Su estilo nace de una fuerza elegante, hecha de palabras mayoritariamente sobrias, pero poderosas para rehacer la realidad con sentimientos, con certezas que se imponen a una posible explicación; con palabras que cesan, exactas, en la franca descripción de lo emotivo. Y, aunque a veces esa pueda ser su apariencia, no es esta una poesía rutinaria, engreída de su alcanzado dominio. Hay indudable profundidad en estos versos que no miden timoratamente sus pasos, que no se refrenan ante la posibilidad de desbordarse de los ámbitos preestablecidos, sino que se catapultan desde sí mismos y solo se contienen ante las vecindades de lo inequívocamente prosaico . A través de sus ritmos , transitamos por las melancolías de la edad y por los recuerdos de una vida siempre incumplida; por las encrucijadas del presente, al encuentro de un gran tiempo, con unos proyectos emprendidos con sabiduría insuficiente: “la vida no es como la esperábamos/no como nos la contaron/como un fruto soleado”. La vida tiene sombras, y frutos que no existen. El aprendizaje ha sido duro: “aprendí luego que la dignidad es silenciosa como un chantaje/y que los afectos pueden doler hasta la negación o la impotencia”. Y luego esos “hubiese querido…” que tanto se repiten: fulminantes miradas hacia atrás, imposibilidades que se atienden.
Gran parte de nuestra vida ya está trazada. Irresistible, sobreviene la costosa acumulación de los años, esa “tendencia a la baja”. Y nos damos cuenta de que “estamos hechos de todo lo que no se cumple”, y corremos el riesgo de que “la vida aplazada nos pida cuentas”. Espero que no llegue nunca ese día en que no podamos “levantar sueños obstinados a los que asomarnos”, que no olvidemos nuestra íntima obligación de supervivencia: “Hoy cumplo cincuenta años y hay cosas/que no estoy dispuesto a olvidar”.

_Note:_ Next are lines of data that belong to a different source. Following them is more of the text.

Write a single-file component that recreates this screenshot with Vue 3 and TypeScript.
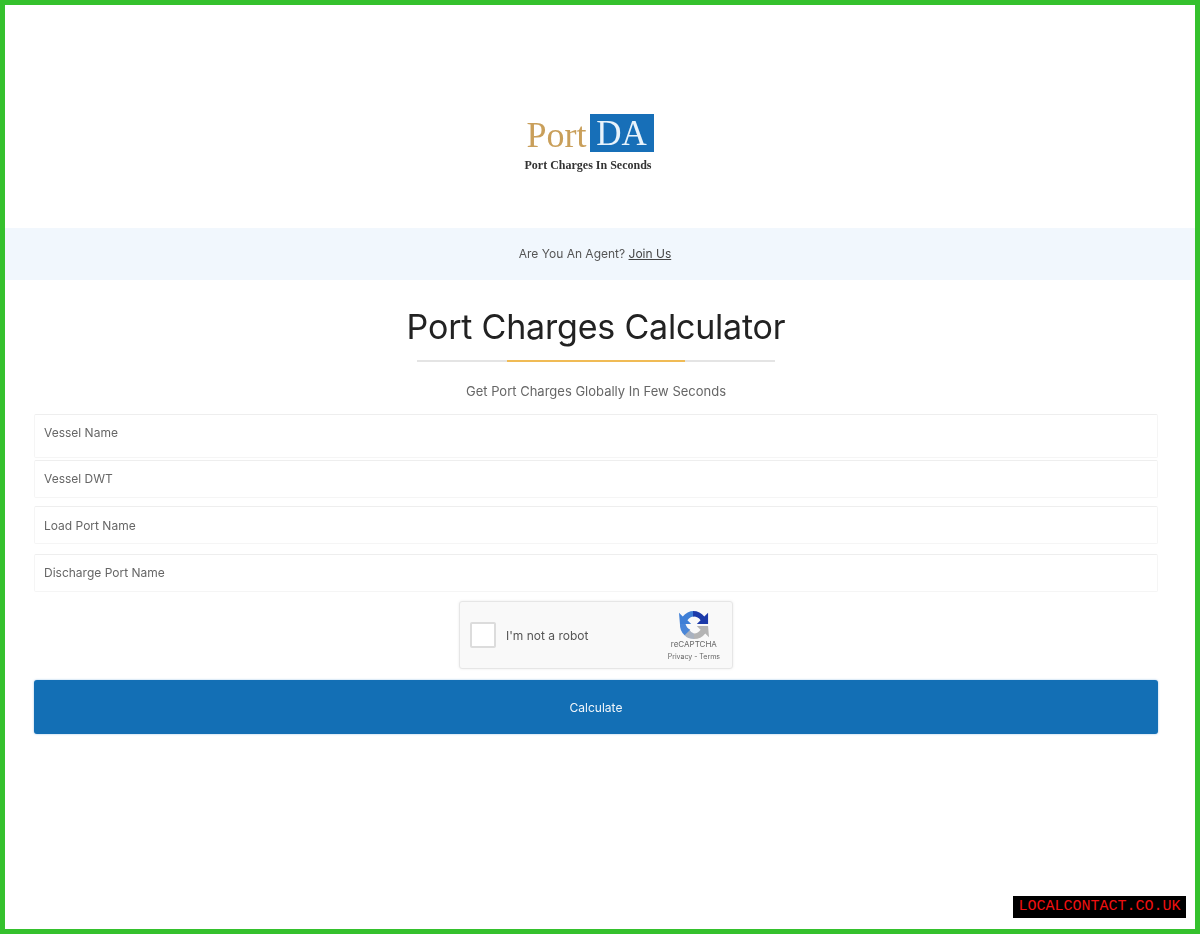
<template>
  <div class="frame">
    <div class="page">
      <header class="logo-wrap">
        <div class="logo">
          <div class="logo-mark">
            <span class="logo-port">Port</span>
            <span class="logo-da">DA</span>
          </div>
          <div class="logo-tag">Port Charges In Seconds</div>
        </div>
      </header>

      <div class="agent-bar">
        <span>Are You An Agent? <a href="#" class="join">Join Us</a></span>
      </div>

      <main class="content">
        <h1>Port Charges Calculator</h1>
        <div class="divider"><span></span></div>
        <p class="sub">Get Port Charges Globally In Few Seconds</p>

        <form class="calc-form" @submit.prevent>
          <input
            v-for="field in fields"
            :key="field.name"
            type="text"
            :class="field.name"
            :placeholder="field.label"
          />

          <div class="captcha">
            <span class="captcha-box"></span>
            <span class="captcha-text">I'm not a robot</span>
            <div class="captcha-brand">
              <svg width="30" height="30" viewBox="0 0 32 32">
                <path d="M16 31A15 15 0 0 0 28 25L32 29L31 17L19 17L23 21A9 9 0 0 1 16 25Z" fill="#b4b4b4" />
                <path d="M16 31A15 15 0 0 1 5 26L11 21A9 9 0 0 0 16 25Z" fill="#a9b2c0" />
                <path d="M1 15A15 15 0 0 0 6 27L12 21A9 9 0 0 1 7 15Z" fill="#4a86d8" />
                <path d="M16 1A15 15 0 0 0 4 7L0 3L1 15L13 15L9 11A9 9 0 0 1 16 7Z" fill="#3f7fd6" />
                <path d="M15 1A15 15 0 0 1 27 7L31 3L31 15L19 15L23 11A9 9 0 0 0 15 7Z" fill="#1c3aa9" />
              </svg>
              <span class="brand-name">reCAPTCHA</span>
              <span class="brand-links">Privacy - Terms</span>
            </div>
          </div>

          <button type="submit" class="calc-btn"><span>Calculate</span></button>
        </form>
      </main>

      <div class="site-badge">LOCALCONTACT.CO.UK</div>
    </div>
  </div>
</template>

<script setup lang="ts">
interface Field {
  name: string
  label: string
}

const fields: Field[] = [
  { name: 'vessel-name', label: 'Vessel Name' },
  { name: 'vessel-dwt', label: 'Vessel DWT' },
  { name: 'load-port', label: 'Load Port Name' },
  { name: 'discharge-port', label: 'Discharge Port Name' }
]
</script>

<style>
body {
  margin: 0;
  background: #fff;
}
</style>

<style scoped>
.frame {
  position: relative;
  box-sizing: border-box;
  height: 934px;
  border: 5px solid #35c12d;
  background: #fff;
  font-family: Inter, "Open Sans", sans-serif;
  overflow: hidden;
}

.page {
  height: 100%;
}

.logo-wrap {
  display: flex;
  justify-content: center;
  padding: 109px 23px 0 0;
  height: 114px;
}

.logo {
  width: 130px;
  filter: blur(0.7px);
}

.logo-mark {
  display: flex;
  align-items: center;
  height: 38px;
}

.logo-port {
  flex: 1;
  padding: 3px 0 0 3px;
  font-family: "Liberation Serif", serif;
  font-size: 36px;
  color: #c99f5a;
}

.logo-da {
  width: 64px;
  height: 38px;
  background: #176fb8;
  color: #e8f3fb;
  font-family: "Liberation Serif", serif;
  font-size: 35px;
  line-height: 40px;
  text-align: center;
}

.logo-tag {
  margin-top: 6px;
  padding-left: 1px;
  font-family: "Liberation Serif", serif;
  font-size: 12px;
  font-weight: 700;
  color: #333;
  white-space: nowrap;
}

.agent-bar {
  display: flex;
  justify-content: center;
  align-items: center;
  height: 52px;
  padding-right: 10px;
  background: #f1f7fd;
  font-size: 12px;
  color: #555;
}

.agent-bar span {
  filter: blur(0.6px);
  margin-top: -2px;
}

.join {
  color: #444;
}

.content {
  padding: 0 37px 0 29px;
  text-align: center;
}

h1 {
  margin: 25px 0 0;
  font-size: 34px;
  line-height: 44px;
  font-weight: 400;
  letter-spacing: -0.2px;
  color: #222;
  filter: blur(0.5px);
}

.divider {
  display: flex;
  justify-content: center;
  width: 358px;
  height: 2px;
  margin: 11px auto 0;
  background: #e4e4e4;
  filter: blur(0.4px);
}

.divider span {
  width: 178px;
  background: #f0bb55;
}

.sub {
  margin: 20px 0 14px;
  font-size: 13px;
  line-height: 18px;
  color: #666;
  filter: blur(0.6px);
}

.calc-form {
  display: flex;
  flex-direction: column;
}

input {
  box-sizing: border-box;
  width: 100%;
  height: 38px;
  margin-bottom: 10px;
  padding: 0 9px;
  border: 1px solid #f5f5f5;
  border-top-color: #eee;
  border-radius: 2px;
  background: #fff;
  font-family: inherit;
  font-size: 12px;
  outline: none;
  filter: blur(0.5px);
}

input::placeholder {
  color: #666;
}

input.vessel-name {
  height: 44px;
  margin-bottom: 2px;
  padding-bottom: 8px;
}

input.vessel-dwt {
  margin-bottom: 8px;
  padding-bottom: 2px;
}

input.discharge-port {
  margin-bottom: 9px;
  padding-bottom: 2px;
}

.captcha {
  box-sizing: border-box;
  display: flex;
  align-items: center;
  align-self: center;
  width: 274px;
  height: 68px;
  margin: 0 0 11px 0;
  padding: 0 12px 0 10px;
  border: 1px solid #e6e6e6;
  border-radius: 3px;
  background: #f9f9f9;
  box-shadow: 0 0 3px rgba(0, 0, 0, 0.08);
  filter: blur(0.4px);
}

.captcha-box {
  box-sizing: border-box;
  width: 26px;
  height: 26px;
  border: 2px solid #dcdcdc;
  border-radius: 2px;
  background: #fff;
}

.captcha-text {
  margin-left: 10px;
  font-size: 12px;
  color: #555;
  filter: blur(0.3px);
}

.captcha-brand {
  display: flex;
  flex-direction: column;
  align-items: center;
  margin-left: auto;
  margin-top: 1px;
}

.brand-name {
  font-size: 8px;
  line-height: 9px;
  color: #666;
}

.brand-links {
  margin-top: 3px;
  font-size: 7px;
  line-height: 10px;
  color: #666;
}

.calc-btn {
  height: 54px;
  border: none;
  border-radius: 3px;
  background: #136fb5;
  box-shadow: 0 0 2px rgba(60, 140, 210, 0.6);
  color: #f0f6fb;
  font-family: inherit;
  font-size: 12px;
}

.calc-btn span {
  display: inline-block;
  margin-top: -1px;
  filter: blur(0.5px);
}

.site-badge {
  position: absolute;
  right: 9px;
  bottom: 11px;
  width: 173px;
  height: 22px;
  background: #000;
  color: #f01010;
  font-family: "Liberation Mono", monospace;
  font-size: 15px;
  line-height: 22px;
  text-align: center;
  white-space: nowrap;
}
</style>
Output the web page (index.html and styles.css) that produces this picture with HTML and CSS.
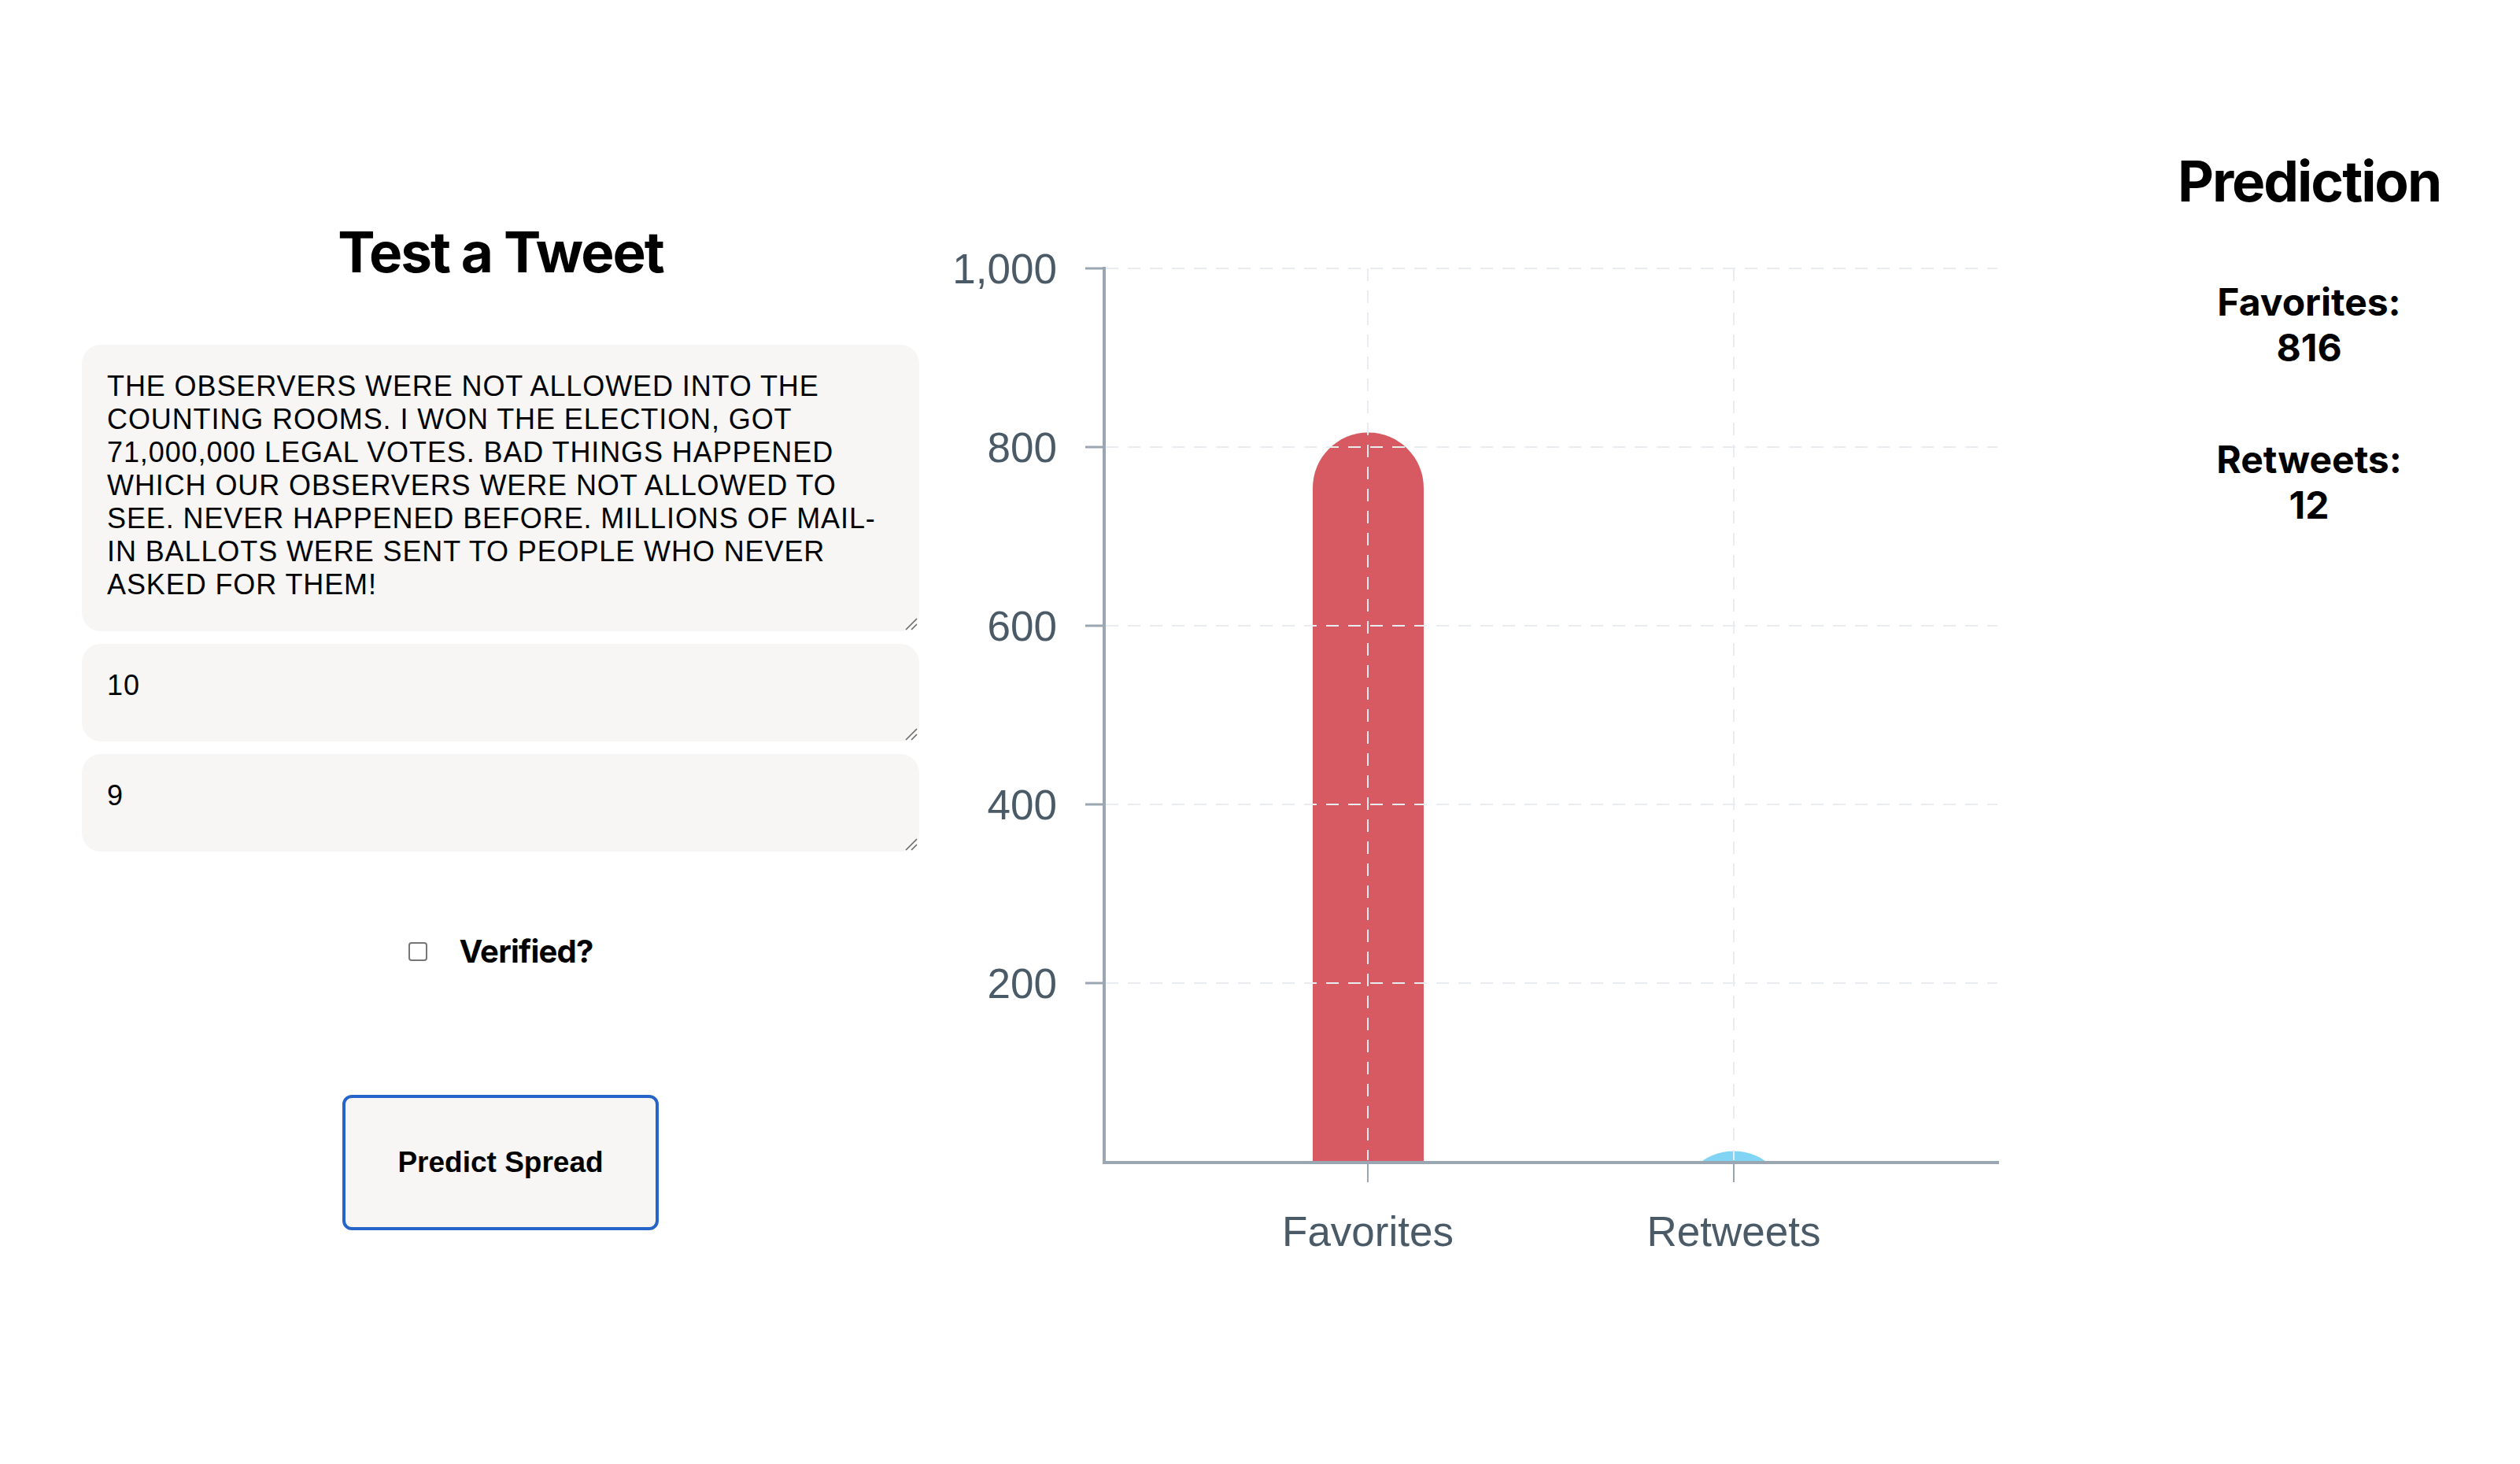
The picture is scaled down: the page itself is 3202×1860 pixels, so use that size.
FILE: index.html
```html
<!DOCTYPE html>
<html lang="en">
<head>
<meta charset="utf-8">
<title>Test a Tweet</title>
<link rel="stylesheet" href="styles.css">
</head>
<body>
<main class="page">
  <section class="tester">
    <h1 class="title">Test a Tweet</h1>
    <form class="form">
      <div class="field-wrap">
        <textarea class="field field-tweet">THE OBSERVERS WERE NOT ALLOWED INTO THE COUNTING ROOMS. I WON THE ELECTION, GOT 71,000,000 LEGAL VOTES. BAD THINGS HAPPENED WHICH OUR OBSERVERS WERE NOT ALLOWED TO SEE. NEVER HAPPENED BEFORE. MILLIONS OF MAIL-IN BALLOTS WERE SENT TO PEOPLE WHO NEVER ASKED FOR THEM!</textarea>
        <svg class="grip" width="16" height="16" viewBox="0 0 16 16"><path d="M1 15 L15 1 M8 15 L15 8"/></svg>
      </div>
      <div class="field-wrap">
        <textarea class="field field-num">10</textarea>
        <svg class="grip" width="16" height="16" viewBox="0 0 16 16"><path d="M1 15 L15 1 M8 15 L15 8"/></svg>
      </div>
      <div class="field-wrap field-last">
        <textarea class="field field-num">9</textarea>
        <svg class="grip" width="16" height="16" viewBox="0 0 16 16"><path d="M1 15 L15 1 M8 15 L15 8"/></svg>
      </div>
      <label class="verify"><input type="checkbox" class="check"><span>Verified?</span></label>
      <button type="button" class="predict">Predict Spread</button>
    </form>
  </section>

  <section class="chart">
    <svg class="chart-svg" width="1486" height="1700" viewBox="1180 0 1486 1700" xmlns="http://www.w3.org/2000/svg">
      <defs>
        <clipPath id="plotclip"><rect x="1400" y="300" width="1160" height="1176"/></clipPath>
      </defs>
      <g clip-path="url(#plotclip)">
        <path class="bar-fav" d="M1668 1476 V620 A70.5 70.5 0 0 1 1809 620 V1476 Z"/>
        <path class="bar-rt" d="M2132.5 1600 V1533 A70.5 70.5 0 0 1 2273.5 1533 V1600 Z"/>
      </g>
      <g class="grid">
        <line x1="1405" y1="341" x2="2538" y2="341"/>
        <line x1="1405" y1="568" x2="2538" y2="568"/>
        <line x1="1405" y1="795" x2="2538" y2="795"/>
        <line x1="1405" y1="1022" x2="2538" y2="1022"/>
        <line x1="1405" y1="1249" x2="2538" y2="1249"/>
        <line x1="1738" y1="341" x2="1738" y2="1474"/>
        <line x1="2203" y1="341" x2="2203" y2="1474"/>
      </g>
      <g class="ticks">
        <line x1="1379" y1="341" x2="1403" y2="341"/>
        <line x1="1379" y1="568" x2="1403" y2="568"/>
        <line x1="1379" y1="795" x2="1403" y2="795"/>
        <line x1="1379" y1="1022" x2="1403" y2="1022"/>
        <line x1="1379" y1="1249" x2="1403" y2="1249"/>
        <line class="xtick" x1="1738" y1="1478" x2="1738" y2="1502"/>
        <line class="xtick" x1="2203" y1="1478" x2="2203" y2="1502"/>
      </g>
      <g class="axis">
        <line x1="1403" y1="339" x2="1403" y2="1479"/>
        <line x1="1401" y1="1477" x2="2540" y2="1477"/>
      </g>
      <g class="ylabels">
        <text x="1343" y="360">1,000</text>
        <text x="1343" y="587">800</text>
        <text x="1343" y="814">600</text>
        <text x="1343" y="1041">400</text>
        <text x="1343" y="1268">200</text>
      </g>
      <g class="xlabels">
        <text x="1738" y="1583">Favorites</text>
        <text x="2203" y="1583">Retweets</text>
      </g>
    </svg>
  </section>

  <section class="prediction">
    <h2 class="pred-title">Prediction</h2>
    <p class="stat">Favorites:<br>816</p>
    <p class="stat stat-second">Retweets:<br>12</p>
  </section>
</main>
</body>
</html>
```

FILE: styles.css
```css
html, body {
  margin: 0;
  padding: 0;
  background: #ffffff;
}

body {
  font-family: Inter, "Liberation Sans", Arial, sans-serif;
  color: #000000;
}

.page {
  display: flex;
  align-items: flex-start;
}

/* Left column */
.tester {
  width: 1064px;
  margin-left: 104px;
  padding-top: 277px;
  display: flex;
  flex-direction: column;
}

.title {
  margin: 0 0 74px;
  font-size: 71px;
  font-weight: 700;
  line-height: 87px;
  letter-spacing: -2px;
  text-align: center;
}

.form {
  display: flex;
  flex-direction: column;
  align-items: center;
}

.field-wrap {
  position: relative;
  width: 100%;
  margin: 0 0 16px;
}

.field-last {
  margin-bottom: 0;
}

.field {
  display: block;
  box-sizing: border-box;
  width: 100%;
  margin: 0;
  padding: 32px;
  border: none;
  border-radius: 24px;
  background: #f7f6f5;
  color: #000000;
  font-family: "Liberation Sans", Arial, sans-serif;
  font-size: 36px;
  line-height: 42px;
  letter-spacing: 0.9px;
  resize: none;
  outline: none;
  overflow: hidden;
}

.field-tweet {
  height: 364px;
}

.field-num {
  height: 124px;
}

.grip {
  position: absolute;
  right: 2px;
  bottom: 1px;
}

.grip path {
  fill: none;
  stroke: #6b6b6b;
  stroke-width: 1.6;
}

.verify {
  display: flex;
  align-items: center;
  gap: 41px;
  margin-top: 103px;
  font-size: 40px;
  font-weight: 700;
  line-height: 48px;
  letter-spacing: -0.8px;
}

.check {
  appearance: none;
  -webkit-appearance: none;
  box-sizing: border-box;
  width: 24px;
  height: 24px;
  margin: 0;
  border: 2px solid #767676;
  border-radius: 4px;
  background: #ffffff;
}

.predict {
  box-sizing: border-box;
  width: 402px;
  height: 172px;
  margin-top: 158px;
  border: 4px solid #2764c9;
  border-radius: 12px;
  background: #f7f6f5;
  color: #000000;
  font-family: "Liberation Sans", Arial, sans-serif;
  font-size: 37px;
  font-weight: 700;
}

/* Chart */
.chart {
  width: 1486px;
  margin-left: 12px;
}

.chart-svg {
  display: block;
}

.bar-fav {
  fill: #d75a63;
}

.bar-rt {
  fill: #82d4f5;
}

.grid line {
  stroke: #e9ecf0;
  stroke-width: 2;
  stroke-dasharray: 16 12;
}

.ticks line {
  stroke: #9aa6b2;
  stroke-width: 3;
}

.ticks .xtick {
  stroke-width: 2;
}

.axis line {
  stroke: #9aa6b2;
  stroke-width: 4;
}

.ylabels text {
  font-family: "Liberation Sans", Arial, sans-serif;
  font-size: 53px;
  fill: #4b5a67;
  text-anchor: end;
}

.xlabels text {
  font-family: "Liberation Sans", Arial, sans-serif;
  font-size: 53px;
  fill: #4b5a67;
  text-anchor: middle;
}

/* Right column */
.prediction {
  width: 536px;
  padding-top: 187px;
  text-align: center;
}

.pred-title {
  margin: 0 0 81px;
  font-size: 71px;
  font-weight: 700;
  line-height: 87px;
  letter-spacing: -2px;
}

.stat {
  margin: 0;
  font-size: 48px;
  font-weight: 700;
  line-height: 58px;
}

.stat-second {
  margin-top: 84px;
}
```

Juan C. Lozano cumple con su propósito de “diferir la vacuidad del ejercicio poético”. El poema es la ambición más personal: “necesitamos que la vida nos acerque al poema”. En su último verso, reconoce la salvación: “Necesitamos que hoy suceda algo verdaderamente hermoso”. Lo importante es la restitución de la palabra hoy a nuestros anhelos.